Program received signal EXC_BAD_ACCESS, Could not access memory.
Reason: KERN_INVALID_ADDRESS at address: 0xeeb40fe0
0x9036d598 in small_malloc_from_free_list ()
(gdb) bt
#0 0x9036d598 in small_malloc_from_free_list ()
#1 0x90365286 in szone_malloc ()
#2 0x903650b8 in malloc_zone_malloc ()
#3 0x9036504c in malloc ()
#4 0x0000b14c in xmalloc (s=2048) at Common.h:185
...
xmalloc is my custom wrapper which just calls exit if malloc returns NULL, so it's not running out of memory.
If I link the same code with -ltcmalloc it works fine, so I strongly suspect that it's a bug somewhere inside OS X 10.5's default allocator. It may be that my program is causing some memory corruption somewhere and that tcmalloc somehow doesn't get tripped up by it. I tried to reproduce the failure by doing the same sequence of mallocs and frees in a different program but that worked fine.
So my questions are:
Has anyone seen this bug before? Or, alternatively
How can I debug something like this? E.g., is there a debug version of OS X's malloc?
BTW, these are the linked libraries:
$ otool -L ./interp
./interp:
/usr/lib/libgcc_s.1.dylib (compatibility version 1.0.0, current version 1.0.0)
/usr/lib/libSystem.B.dylib (compatibility version 1.0.0, current version 111.1.5)

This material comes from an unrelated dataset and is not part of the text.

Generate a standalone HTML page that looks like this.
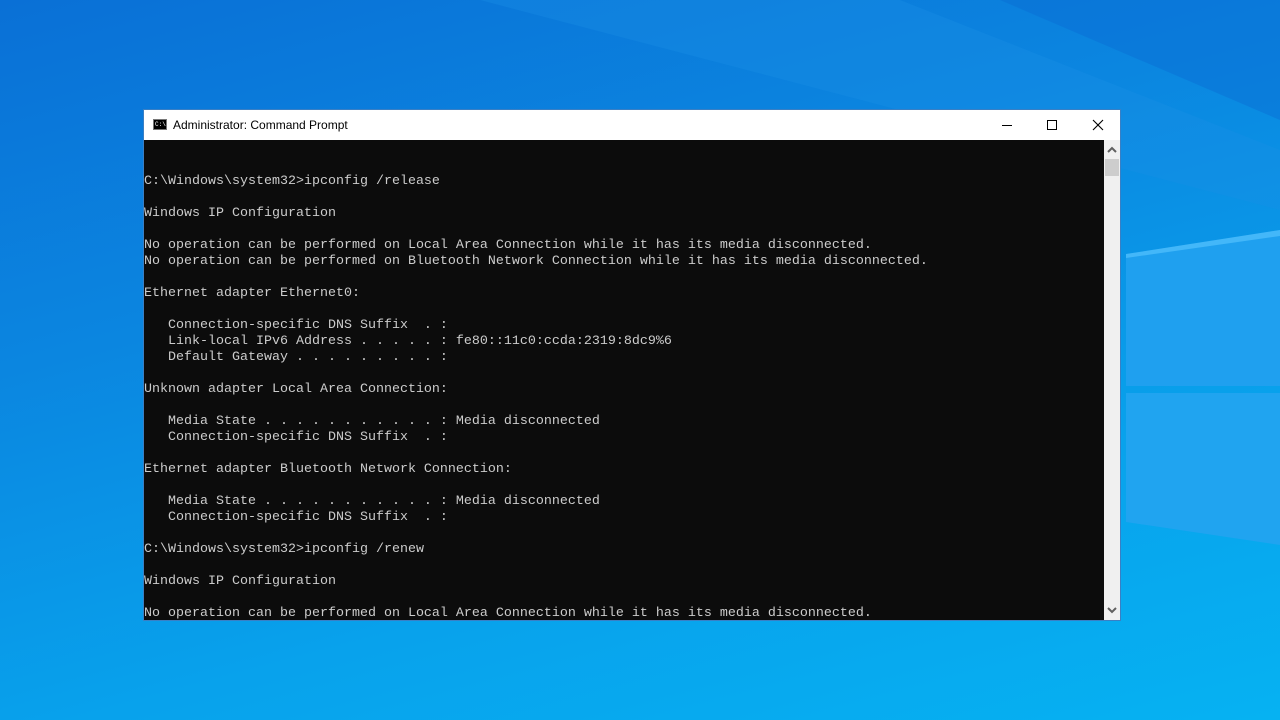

Update: Yeah, it's heap corruption due to writing past the end off an array, it's working now. I should have run valgrind before posting the question. I was nevertheless interested in techniques (other than valgrind) how to protect from such kind of corruption, so thanks for that.

Have you read the manual page for malloc() on MacOS X? In part, it says:
DEBUGGING ALLOCATION ERRORS
A number of facilities are provided to aid in debugging allocation errors in applications. These
facilities are primarily controlled via environment variables. The recognized environment variables
and their meanings are documented below.
ENVIRONMENT
The following environment variables change the behavior of the allocation-related functions.
MallocLogFile <f>
Create/append messages to the given file path instead of writing to
the standard error.
MallocGuardEdges
If set, add a guard page before and after each large block.
MallocDoNotProtectPrelude
If set, do not add a guard page before large blocks, even if the
MallocGuardEdges environment variable is set.
MallocDoNotProtectPostlude
If set, do not add a guard page after large blocks, even if the
MallocGuardEdges environment variable is set.
MallocStackLogging
If set, record all stacks, so that tools like leaks can be used.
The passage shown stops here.